Constantly invoked is the fear of being overwhelmed by Muslims who bear too many children
This casually exclusionary comment is also a chilling reminder of the “Muslim as the other” image that continues its hold on him. Despite all the lip-service he pays to Muslims, despite his trips to Saudi Arabia and other Muslim countries, deep down abides in him the idea of Muslims as inveterate outsiders and others.
They dress differently, for one. And that difference is not merely an aesthetic difference to him, as maybe in the case of Nagas, who might sport one kind of headgear and the Himachalis another — both of which Modi is happy to don as needed in his political rallies.
Protest in support of attack on Jamia Students
But a different approach in the case of Muslims only deepens and confirms their otherness for someone like Modi. It acts as a trigger. And as in his mind, so too in his public utterances, there is the discourse of “us” and “them.” He is unable to get beyond that.

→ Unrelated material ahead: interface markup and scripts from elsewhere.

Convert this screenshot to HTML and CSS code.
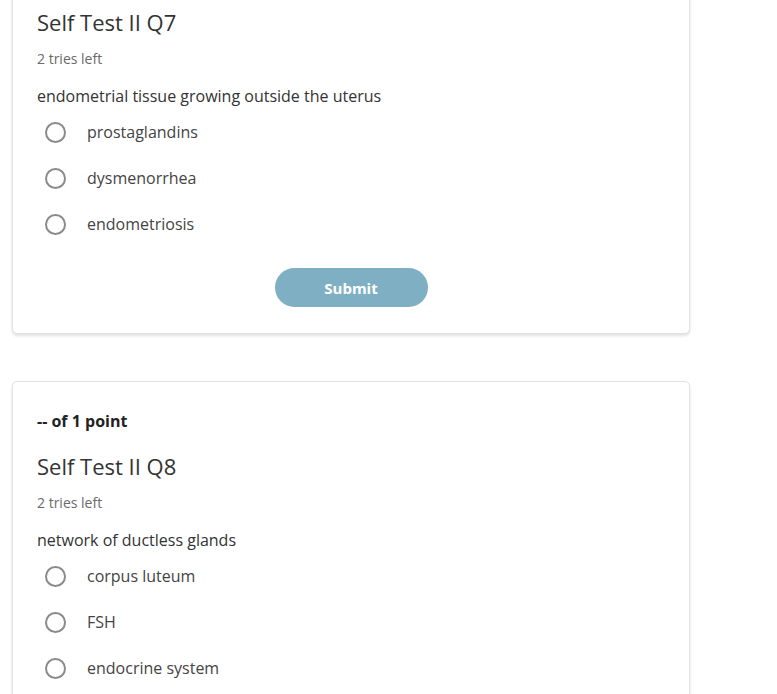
FILE: index.html
```html
<!DOCTYPE html>
<html lang="en">
<head>
    <meta charset="UTF-8">
    <meta name="viewport" content="width=device-width, initial-scale=1.0">
    <title>Self Test II</title>
    <link rel="stylesheet" href="styles.css">
</head>
<body>

    <div class="quiz-list">

        <div class="question-card">
            <div class="points">-- of 1 point</div>
            <h2 class="q-title">Self Test II Q7</h2>
            <div class="tries">2 tries left</div>
            <p class="q-text">endometrial tissue growing outside the uterus</p>
            <ul class="choices">
                <li><span class="radio"></span>prostaglandins</li>
                <li><span class="radio"></span>dysmenorrhea</li>
                <li><span class="radio"></span>endometriosis</li>
            </ul>
            <div class="actions">
                <button type="button" class="submit-btn">Submit</button>
            </div>
        </div>

        <div class="question-card">
            <div class="points">-- of 1 point</div>
            <h2 class="q-title">Self Test II Q8</h2>
            <div class="tries">2 tries left</div>
            <p class="q-text">network of ductless glands</p>
            <ul class="choices">
                <li><span class="radio"></span>corpus luteum</li>
                <li><span class="radio"></span>FSH</li>
                <li><span class="radio"></span>endocrine system</li>
            </ul>
            <div class="actions">
                <button type="button" class="submit-btn">Submit</button>
            </div>
        </div>

    </div>

</body>
</html>
```

FILE: styles.css
```css
body {
    font-family: 'Open Sans', 'Noto Sans', sans-serif;
    background: #fff;
    color: #333;
    margin: 0;
}

/* list of cards, scrolled a little past the first header */
.quiz-list {
    width: 678px;
    margin: -63px 0 0 12px;
    display: flex;
    flex-direction: column;
    gap: 47px;
}

.question-card {
    background: #fff;
    border: 1px solid #e2e2e2;
    border-radius: 5px;
    box-shadow: 0 2px 3px rgba(0, 0, 0, 0.12);
    padding: 28px 24px 26px;
}

.points {
    font-size: 16px;
    line-height: 22px;
    font-weight: bold;
    color: #222;
}

.q-title {
    margin: 19px 0 0;
    font-size: 22px;
    line-height: 30px;
    font-weight: normal;
    color: #333;
}

.tries {
    margin-top: 12px;
    font-size: 14px;
    line-height: 20px;
    color: #6a6a6a;
}

.q-text {
    margin: 16px 0 0;
    font-size: 16px;
    line-height: 22px;
    color: #333;
}

.choices {
    list-style: none;
    margin: 2px 0 0;
    padding: 0 0 0 8px;
}

.choices li {
    display: flex;
    align-items: center;
    height: 46px;
    font-size: 16px;
    color: #444;
}

.radio {
    width: 17px;
    height: 17px;
    border: 2px solid #8a8a8a;
    border-radius: 50%;
    margin-right: 21px;
}

.actions {
    display: flex;
    justify-content: center;
    margin-top: 21px;
}

.submit-btn {
    width: 153px;
    height: 39px;
    border: none;
    border-radius: 20px;
    background: #7fafc2;
    color: #fff;
    font-family: inherit;
    font-size: 15px;
    font-weight: bold;
    cursor: pointer;
}
```
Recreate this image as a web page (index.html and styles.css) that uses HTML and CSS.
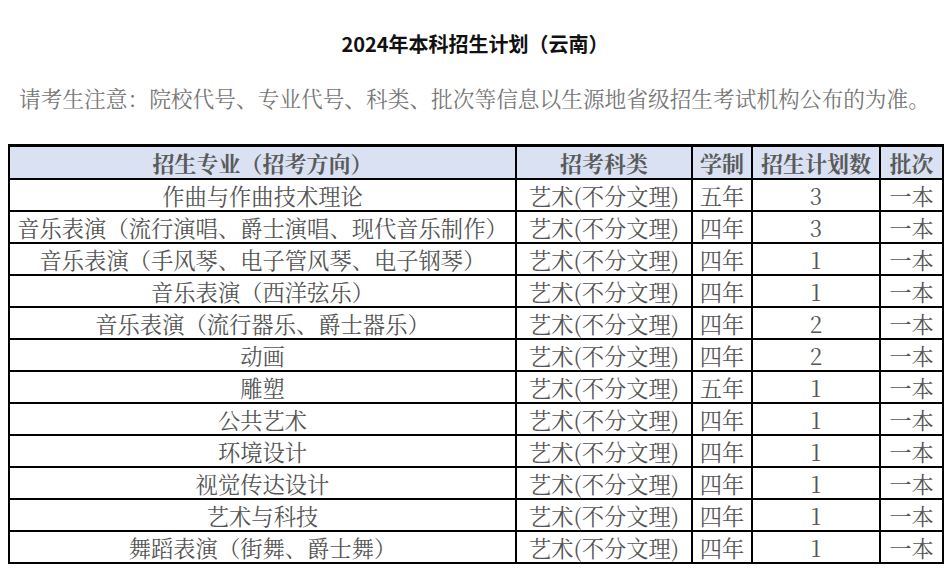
FILE: index.html
```html
<!DOCTYPE html>
<html lang="zh-CN">
<head>
<meta charset="utf-8">
<title>2024年本科招生计划（云南）</title>
<link rel="stylesheet" href="styles.css">
</head>
<body>
<div class="page">
  <h1 class="title">2024年本科招生计划（云南）</h1>
  <p class="notice">请考生注意：院校代号、专业代号、科类、批次等信息以生源地省级招生考试机构公布的为准。</p>
  <table class="plan">
    <colgroup>
      <col class="c1"><col class="c2"><col class="c3"><col class="c4"><col class="c5">
    </colgroup>
    <thead>
      <tr><th>招生专业（招考方向）</th><th>招考科类</th><th>学制</th><th>招生计划数</th><th>批次</th></tr>
    </thead>
    <tbody>
      <tr><td>作曲与作曲技术理论</td><td>艺术(不分文理)</td><td>五年</td><td>3</td><td>一本</td></tr>
      <tr><td>音乐表演（流行演唱、爵士演唱、现代音乐制作）</td><td>艺术(不分文理)</td><td>四年</td><td>3</td><td>一本</td></tr>
      <tr><td>音乐表演（手风琴、电子管风琴、电子钢琴）</td><td>艺术(不分文理)</td><td>四年</td><td>1</td><td>一本</td></tr>
      <tr><td>音乐表演（西洋弦乐）</td><td>艺术(不分文理)</td><td>四年</td><td>1</td><td>一本</td></tr>
      <tr><td>音乐表演（流行器乐、爵士器乐）</td><td>艺术(不分文理)</td><td>四年</td><td>2</td><td>一本</td></tr>
      <tr><td>动画</td><td>艺术(不分文理)</td><td>四年</td><td>2</td><td>一本</td></tr>
      <tr><td>雕塑</td><td>艺术(不分文理)</td><td>五年</td><td>1</td><td>一本</td></tr>
      <tr><td>公共艺术</td><td>艺术(不分文理)</td><td>四年</td><td>1</td><td>一本</td></tr>
      <tr><td>环境设计</td><td>艺术(不分文理)</td><td>四年</td><td>1</td><td>一本</td></tr>
      <tr><td>视觉传达设计</td><td>艺术(不分文理)</td><td>四年</td><td>1</td><td>一本</td></tr>
      <tr><td>艺术与科技</td><td>艺术(不分文理)</td><td>四年</td><td>1</td><td>一本</td></tr>
      <tr><td>舞蹈表演（街舞、爵士舞）</td><td>艺术(不分文理)</td><td>四年</td><td>1</td><td>一本</td></tr>
    </tbody>
  </table>
</div>
</body>
</html>
```
FILE: styles.css
```css
html, body {
  margin: 0;
  padding: 0;
  background: #ffffff;
}
.page {
  padding: 29px 0 0 8px;
  width: 934px;
}
.title {
  margin: 0;
  text-align: center;
  font-family: "Noto Sans CJK SC", "Liberation Sans", sans-serif;
  font-size: 20px;
  font-weight: 700;
  line-height: 30px;
  color: #111111;
}
.notice {
  margin: 24px 0 0 11px;
  font-family: "Noto Serif CJK SC", "Noto Sans CJK SC", serif;
  font-size: 21.7px;
  line-height: 30px;
  color: #777777;
  white-space: nowrap;
}
.plan {
  margin-top: 31px;
  border-collapse: collapse;
  table-layout: fixed;
  width: 934px;
  font-family: "Noto Serif CJK SC", "Noto Sans CJK SC", "Liberation Serif", serif;
  color: #555555;
}
.plan col.c1 { width: 507px; }
.plan col.c2 { width: 176px; }
.plan col.c3 { width: 60px; }
.plan col.c4 { width: 128px; }
.plan col.c5 { width: 63px; }
.plan th, .plan td {
  border: 2px solid #000000;
  padding: 0;
  text-align: center;
  white-space: nowrap;
  overflow: hidden;
}
.plan thead tr { border-top: 3px solid #000000; }
.plan th {
  height: 31px;
  background: #d9e1f2;
  font-size: 22px;
  font-weight: 700;
  color: #5a5a5a;
}
.plan td {
  height: 30px;
  font-size: 22.3px;
  line-height: 30px;
}
```
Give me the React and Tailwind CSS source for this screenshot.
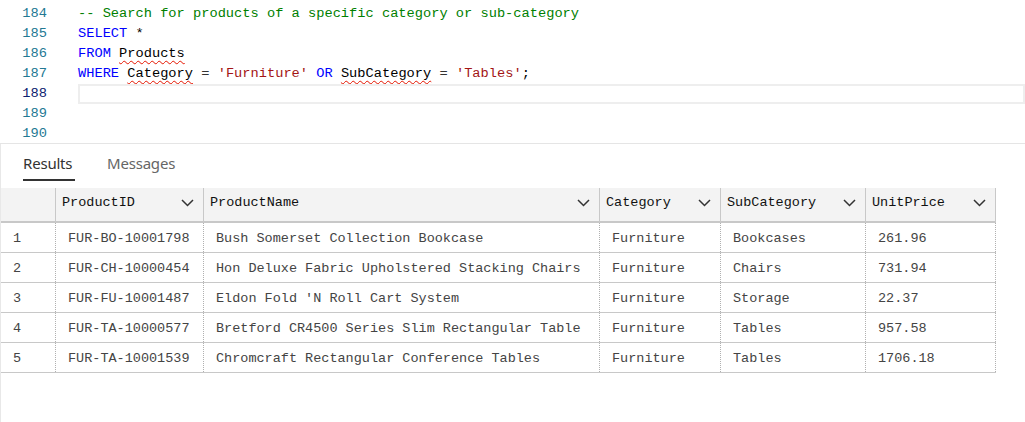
import React from "react";

const mono = { fontFamily: '"Liberation Mono", "DejaVu Sans Mono", monospace' };

function Chevron() {
  return (
    <svg width="13" height="8" viewBox="0 0 13 8" className="shrink-0">
      <path d="M1 1 L6.5 6.5 L12 1" fill="none" stroke="#333" strokeWidth="1.5" />
    </svg>
  );
}

const cols = ["ProductID", "ProductName", "Category", "SubCategory", "UnitPrice"];
const rows = [
  ["FUR-BO-10001798", "Bush Somerset Collection Bookcase", "Furniture", "Bookcases", "261.96"],
  ["FUR-CH-10000454", "Hon Deluxe Fabric Upholstered Stacking Chairs", "Furniture", "Chairs", "731.94"],
  ["FUR-FU-10001487", "Eldon Fold 'N Roll Cart System", "Furniture", "Storage", "22.37"],
  ["FUR-TA-10000577", "Bretford CR4500 Series Slim Rectangular Table", "Furniture", "Tables", "957.58"],
  ["FUR-TA-10001539", "Chromcraft Rectangular Conference Tables", "Furniture", "Tables", "1706.18"],
];

const sq = "underline decoration-wavy decoration-[#e51400] decoration-1 underline-offset-[3px]";

function Line({ n, active, children }) {
  return (
    <div className="flex h-5 items-center">
      <div className={`w-[47px] text-right ${active ? "text-[#0b216f]" : "text-[#237893]"}`}>{n}</div>
      <div className={`ml-[31px] flex-1 h-5 leading-5 whitespace-pre ${active ? "border-2 border-[#eeeeee]" : ""}`}>
        <span>{children}</span>
      </div>
    </div>
  );
}

export default function App() {
  return (
    <div className="w-[1025px] h-[422px] bg-white overflow-hidden">
      <div className="h-[144px] pt-[4px] border-b border-[#e5e5e5] text-[13.7px]" style={mono}>
        <Line n="184"><span className="text-[#008000]">-- Search for products of a specific category or sub-category</span></Line>
        <Line n="185"><span className="text-[#0000ff]">SELECT</span><span className="text-[#000]">{" *"}</span></Line>
        <Line n="186"><span className="text-[#0000ff]">FROM</span>{" "}<span className={`text-black ${sq}`}>Products</span></Line>
        <Line n="187">
          <span className="text-[#0000ff]">WHERE</span>{" "}<span className={`text-black ${sq}`}>Category</span>
          <span className="text-[#333]">{" = "}</span><span className="text-[#a31515]">'Furniture'</span>
          <span className="text-[#0000ff]">{" OR"}</span>{" "}<span className={`text-black ${sq}`}>SubCategory</span>
          <span className="text-[#333]">{" = "}</span><span className="text-[#a31515]">'Tables'</span><span className="text-black">;</span>
        </Line>
        <Line n="188" active>{""}</Line>
        <Line n="189">{""}</Line>
        <Line n="190">{""}</Line>
      </div>
      <div className="border-l border-[#e8e8e8] h-[278px]">
        <div className="h-[44px] flex items-start gap-[32px] pl-[22px] pt-[7px] text-[15px]" style={{ fontFamily: '"Noto Sans", "Open Sans", sans-serif' }}>
          <div className="flex flex-col">
            <span className="text-[#333] leading-[24px] tracking-[-0.2px]">Results</span>
            <span className="mt-[4px] h-[2px] bg-[#333] w-[52px]"></span>
          </div>
          <span className="text-[#666] leading-[24px] tracking-[-0.2px]">Messages</span>
        </div>
        <div className="w-[995px] text-[13.5px]" style={mono}>
          <div className="grid grid-cols-[55px_148px_396px_121px_145px_130px] h-[35px] bg-[#f3f3f3] border-b-2 border-[#c8c8c8]">
            <div className="border-r border-[#c8c8c8]"></div>
            {cols.map((c) => (
              <div key={c} className="flex items-center justify-between pl-[6px] pr-[9px] pb-[3px] border-r border-[#c8c8c8] text-[#111]">
                <span>{c}</span>
                <Chevron />
              </div>
            ))}
          </div>
          {rows.map((r, i) => (
            <div key={i} className="grid grid-cols-[55px_148px_396px_121px_145px_130px] h-[30px] border-b border-[#c8c8c8] text-[#444]">
              <div className="flex items-center pl-[12px] pt-[4px] border-r border-dotted border-[#b0b0b0]">{i + 1}</div>
              {r.map((v, j) => (
                <div key={j} className="flex items-center pl-[12px] pt-[4px] border-r border-dotted border-[#b0b0b0] whitespace-pre">{v}</div>
              ))}
            </div>
          ))}
        </div>
      </div>
    </div>
  );
}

Maulana Mohammad Ali Jauhar famously spoke of “belong[ing] to two circles of equal size, but which are not concentric. One is India, and the other is the Muslim world.” Such large-hearted, philosophically deep and complex ideas are beyond the ken of the Hindutva-wadis who wish for a flattened and unitary national and religious allegiance.
It was precisely against formulations as above that VD Savarkar (who inspired RSS) argued, when he differentiated inflexibly between allegiance to the “Fatherland (India),” and the “Holyland” as being different among Hindus and Muslims. It is enough to mark Muslims as fundamentally anti-national, as the “other” even though such distinctions are false, flawed, shallow and bigoted.
That they wear clothes that seem different from those of Hindus, therefore, does two things for those that follow Savarkar’s creed — on one hand, the clothes mark the Muslims as different from Hindus; on the other hand, it confirms to the Hindutva-wadis that, because Muslims are different, because they have other allegiances, they dress differently.
Each line of argument reinforces the other, and the otherness of the Muslims. For them, the Hindutva-wadis, there is just one circle — in which they travel endlessly.